La autenticidad se nos propone no sólo como camino, etapa, escala de progreso. Es también verdaderamente cierta norma del producto acabado, algo deseable, por lo tanto, un valor. Es un ideal, pero en base al que nos vemos llevados a plantear normas clínicas muy finas. Les mostraré su ilustración en las observaciones sumamente sutiles de Deutsch en lo concerniente a cierto tipo de carácter y de personalidad, acerca del cual no puede decirse que esté mal adaptado ni que falle en ninguna de las normas exigibles de la relación social, pero cuya actitud toda, cuyo comportamiento, es percibido en el reconocimiento -¿de quién?- del otro, del prójimo, como marcado de ese acento que ella llama en inglés el As if, que en alemán es el Als ob. Palpamos aquí cierto registro que no es definido ni simple y que no puede ser situado más que desde las perspectivas morales, que está presente, que dirige, que es exigible en toda nuestra experiencia y conviene medir hasta qué punto nos adecuamos a él.

 


Dibujo original de Miguel Oscar Menassa (D2375)

Ese algo armonioso, esa plena presencia, cuyo déficit podemos medir tan finamente como clínicos, nuestra técnica, la que bauticé con el desenmascaramiento, ¿no se detiene a mitad de camino respecto a lo que hace falta para obtenerlo? ¿No sería interesante preguntarse qué significa nuestra ausencia en el terreno de lo que podríamos llamar una ciencia de las virtudes, una razón práctica, un sentido del sentido común? Pues, a decir verdad, no se puede decir nunca que intervengamos en el campo de ninguna virtud. Abrimos vías y caminos, y allí esperamos que llegue a florecer lo que se llama virtud.
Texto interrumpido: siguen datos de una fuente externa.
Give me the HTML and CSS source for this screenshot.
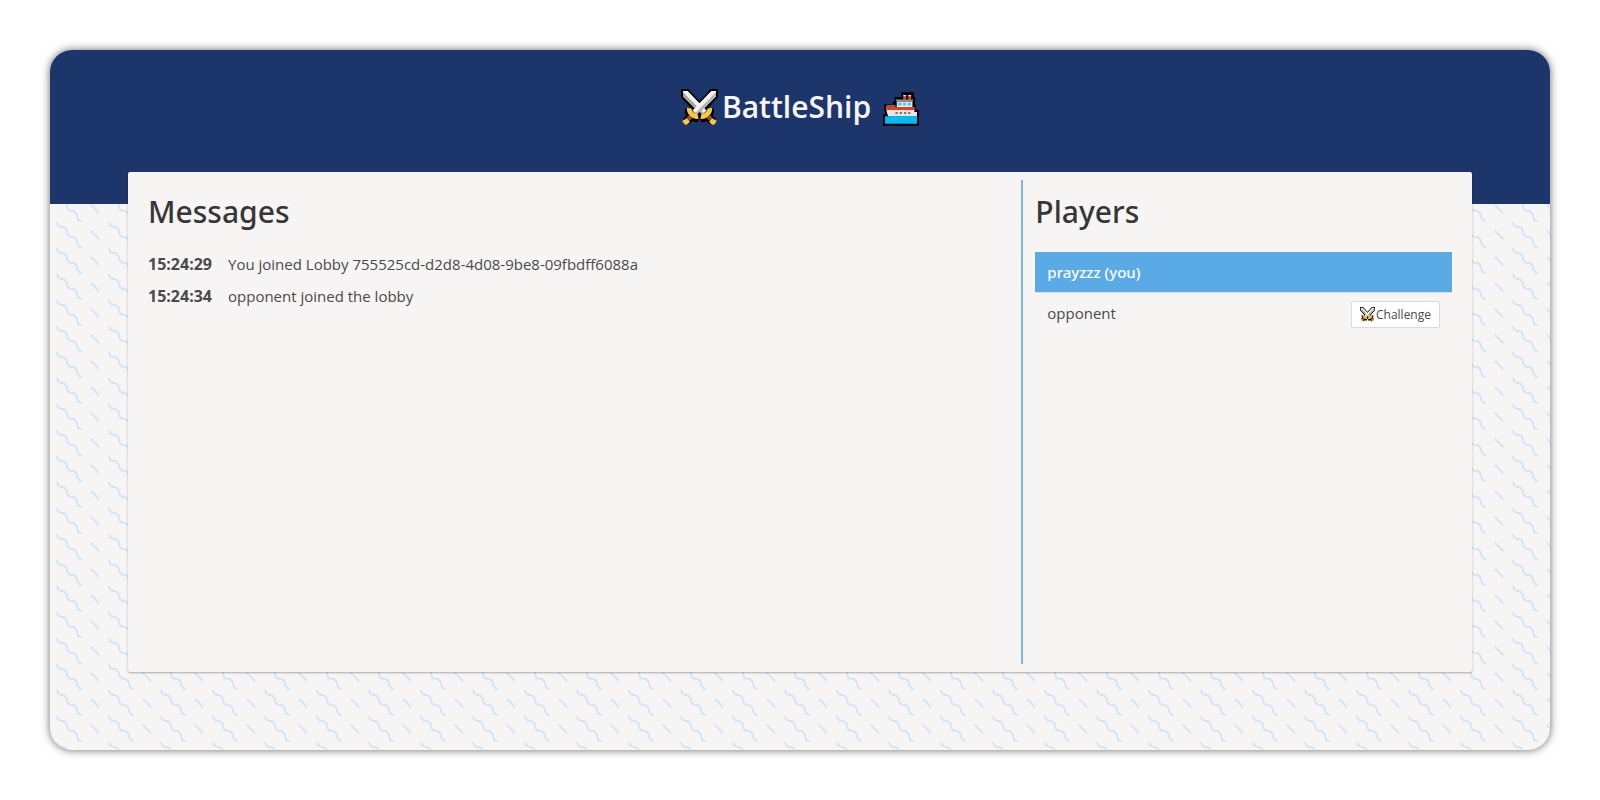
FILE: index.html
```html
<!DOCTYPE html>
<html lang="en">
<head>
<meta charset="utf-8">
<title>BattleShip</title>
<link rel="stylesheet" href="styles.css">
</head>
<body>
<svg class="symbols" aria-hidden="true">
  <symbol id="swords" viewBox="0 0 110 110">
    <g stroke="#000" stroke-width="12" stroke-linejoin="miter" fill="#000">
      <path d="M6 6H20L74 66L62 76L50 70L6 22Z"/>
      <path d="M104 6H90L36 66L48 76L60 70L104 22Z"/>
      <path d="M24 60Q21 84 52 87M86 60Q89 84 58 87M36 76L15 97M74 76L95 97" fill="none" stroke-width="24"/>
    </g>
    <path d="M6 6H20L76 64L62 78L6 22Z" fill="#f2f2f2"/>
    <path d="M6 10L68 72L62 78L6 22Z" fill="#a6a6a6"/>
    <path d="M104 6H90L34 64L48 78L104 22Z" fill="#f2f2f2"/>
    <path d="M104 10V22L48 78L42 72Z" fill="#b3b3b3"/>
    <g fill="none">
      <path d="M34 77L18 93M76 77L92 93" stroke="#8e562e" stroke-width="13"/>
      <path d="M25 57Q23 66 32 74Q40 83 52 82M85 57Q87 66 78 74Q70 83 58 82" stroke="#ffc83d" stroke-width="14"/>
      <path d="M8 96L17 92L22 98L14 103ZM102 96L93 92L88 98L96 103Z" fill="#ffc83d" stroke="#ffc83d" stroke-width="7" stroke-linejoin="round"/>
    </g>
    <path d="M49 75L55 68L61 75L57 90H53Z" fill="#111"/>
  </symbol>
  <symbol id="ship" viewBox="0 0 110 102">
    <path d="M0 102V68H8L4 54V36H30V28H36V14H56V0H94V14H98V38H100V54H110V102Z" fill="#000"/>
    <path d="M62 8h9v14h-9zM77 8h9v14h-9z" fill="#f03a17"/>
    <path d="M62 8h9v4h-9zM77 8h9v4h-9z" fill="#ddd"/>
    <path d="M42 28H90V46H42z" fill="#f2f2f2"/>
    <path d="M40 22H92V27H40z" fill="#999"/>
    <path d="M45 32h12v8H45zM61 32h10v8H61zM75 32h11v8H75z" fill="#31d2f7"/>
    <path d="M10 38H38V46H10z" fill="#666"/>
    <path d="M10 46H96V60H104V74H16Q10 64 10 46Z" fill="#e6e6e6"/>
    <path d="M10 45H96V54H10z" fill="#f03a17"/>
    <path d="M38 60h7v6h-7zM51 60h7v6h-7zM64 60h7v6h-7zM77 60h7v6h-7z" fill="#777"/>
    <path d="M6 73H104V96H6z" fill="#00bcf2"/>
  </symbol>
</svg>
<div class="app">
  <header class="hero">
    <h1 class="title"><svg class="title-swords" aria-hidden="true"><use href="#swords"/></svg>BattleShip<svg class="title-ship" aria-hidden="true"><use href="#ship"/></svg></h1>
  </header>
  <main class="lobby">
    <section class="messages">
      <h2 class="heading">Messages</h2>
      <ul class="log">
        <li class="entry"><time class="time">15:24:29</time><span>You joined Lobby 755525cd-d2d8-4d08-9be8-09fbdff6088a</span></li>
        <li class="entry"><time class="time">15:24:34</time><span>opponent joined the lobby</span></li>
      </ul>
    </section>
    <section class="players">
      <h2 class="heading">Players</h2>
      <ul class="roster">
        <li class="player player-self">prayzzz (you)</li>
        <li class="player"><span>opponent</span><button class="challenge" type="button"><svg class="challenge-icon" aria-hidden="true"><use href="#swords"/></svg>Challenge</button></li>
      </ul>
    </section>
  </main>
</div>
</body>
</html>
```
FILE: styles.css
```css
* {
  box-sizing: border-box;
}

body {
  margin: 0;
  padding: 50px;
  min-height: 100vh;
  display: flex;
  background: #fff;
  color: #4a4a4a;
  font: 15px/24px "Open Sans", "Noto Sans", sans-serif;
}

h1, h2, ul {
  margin: 0;
  padding: 0;
}

ul {
  list-style: none;
}

.symbols {
  position: absolute;
  width: 0;
  height: 0;
}

.app {
  flex: 1;
  display: flex;
  flex-direction: column;
  border-radius: 22px;
  overflow: hidden;
  background: #f6f5f4 url("data:image/svg+xml,%3Csvg xmlns='http://www.w3.org/2000/svg' width='52' height='26' viewBox='0 0 52 26'%3E%3Cpath fill='%23d1e6f6' d='M10 10c0-2.21-1.79-4-4-4-3.314 0-6-2.686-6-6h2c0 2.21 1.79 4 4 4 3.314 0 6 2.686 6 6 0 2.21 1.79 4 4 4 3.314 0 6 2.686 6 6 0 2.21 1.79 4 4 4v2c-3.314 0-6-2.686-6-6 0-2.21-1.79-4-4-4-3.314 0-6-2.686-6-6zm25.464-1.95l8.486 8.486-1.414 1.414-8.486-8.486 1.414-1.414z'/%3E%3C/svg%3E") 6px 16px;
  box-shadow: 0 0 8px rgba(0, 0, 0, 0.6);
}

.hero {
  height: 154px;
  padding-top: 38px;
  background: #1c356b;
  color: #f6f5f4;
}

.title {
  display: flex;
  justify-content: center;
  align-items: flex-end;
  font-size: 30px;
  line-height: 38px;
  font-weight: 600;
}

.title-swords {
  width: 37px;
  height: 37px;
  margin-right: 4px;
}

.title-ship {
  width: 36px;
  height: 34px;
  margin-left: 12px;
}

.lobby {
  flex: 1;
  display: grid;
  grid-template-columns: 2fr 1fr;
  margin: -32px 78px 78px;
  padding: 8px;
  border-radius: 2px;
  background: #f6f5f4;
  box-shadow: 0 1px 2px rgba(0, 0, 0, 0.3);
}

.messages {
  padding: 12px;
}

.players {
  padding: 12px;
  border-left: 2px solid #7ab8e4;
}

.heading {
  margin-bottom: 20px;
  color: #363636;
  font-family: "Noto Sans", "Open Sans", sans-serif;
  font-size: 30px;
  line-height: 40px;
  font-weight: 500;
}

.entry {
  display: flex;
  gap: 16px;
  margin-bottom: 8px;
}

.time {
  width: 64px;
  font-size: 16px;
  font-weight: 700;
}

.player {
  display: flex;
  justify-content: space-between;
  align-items: flex-start;
  padding: 8px 12px;
  min-height: 41px;
}

.player-self {
  border-bottom: 1px solid #dbdbdb;
  background: #5aaae6;
  color: #fff;
  font-family: "Noto Sans", "Open Sans", sans-serif;
  font-weight: 500;
}

.challenge {
  display: flex;
  align-items: center;
  gap: 1px;
  height: 27px;
  padding: 0 8px;
  border: 1px solid #dbdbdb;
  border-radius: 2px;
  background: #fff;
  color: #4a4a4a;
  font: inherit;
  font-size: 12px;
}

.challenge-icon {
  width: 15px;
  height: 15px;
}
```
Asimismo, hemos forjado desde hace un tiempo un tercer ideal, que no estoy muy seguro de que pertenezca a la dimensión original de la experiencia analítica -el ideal de no-dependencia o, más exactamente, una suerte de profilaxis de la dependencia.

¿No hay aquí también un límite, una frontera muy sutil, que separa lo que le designamos al sujeto adulto como deseable en este registro y los modos bajo los que nos permitimos intervenir para que lo alcance?

Basta para ello recordar las reservas verdaderamente fundamentales, constitutivas, de la posición freudiana, en todo lo concerniente a la educación. Sin duda, nos vemos llevados a cada instante, y especialmente los psicoanalistas de niños, a avanzar en este dominio, a operar en la dimensión de lo que llamé en otro lado, en un sentido etimológico, una ortopedia. Pero es de todos modos llamativo que, tanto por los medios que empleamos, como por los mecanismos teóricos que colocamos en un primer plano, la ética del análisis -pues hay una- entrañe el borramiento, el oscurecimiento, el retroceso, incluso la ausencia de una dimensión cuyo término basta decir para percatarse de lo que nos separa de toda la articulación ética que nos precede -el hábito, el buen hábito.

Esto es algo a lo que nos referimos mucho menos en la medida en que la articulación del análisis se inscribe en términos harto diferentes de los traumas y su persistencia. Sin duda, hemos aprendido a atomizar ese trauma, esa impresión, esa marca, pero la esencia misma del inconsciente se inscribe en otro registro que aquel en el que, en la Ética, Aristóteles mismo acentúa con un juego de palabras, éthos/êthos.

Hay matices extremadamente sutiles que pueden centrarse en el término de carácter. La ética en Aristóteles es una ciencia del carácter.

Formación del carácter, dinámica de los hábitos, más aún, acción dirigida a los hábitos, al adiestramiento, a la educación. Deben recorrer esa obra tan ejemplar, aunque más no sea para medir la diferencia de los modos de pensamiento que son los nuestros con los de una de las formas más eminentes de la reflexión ética.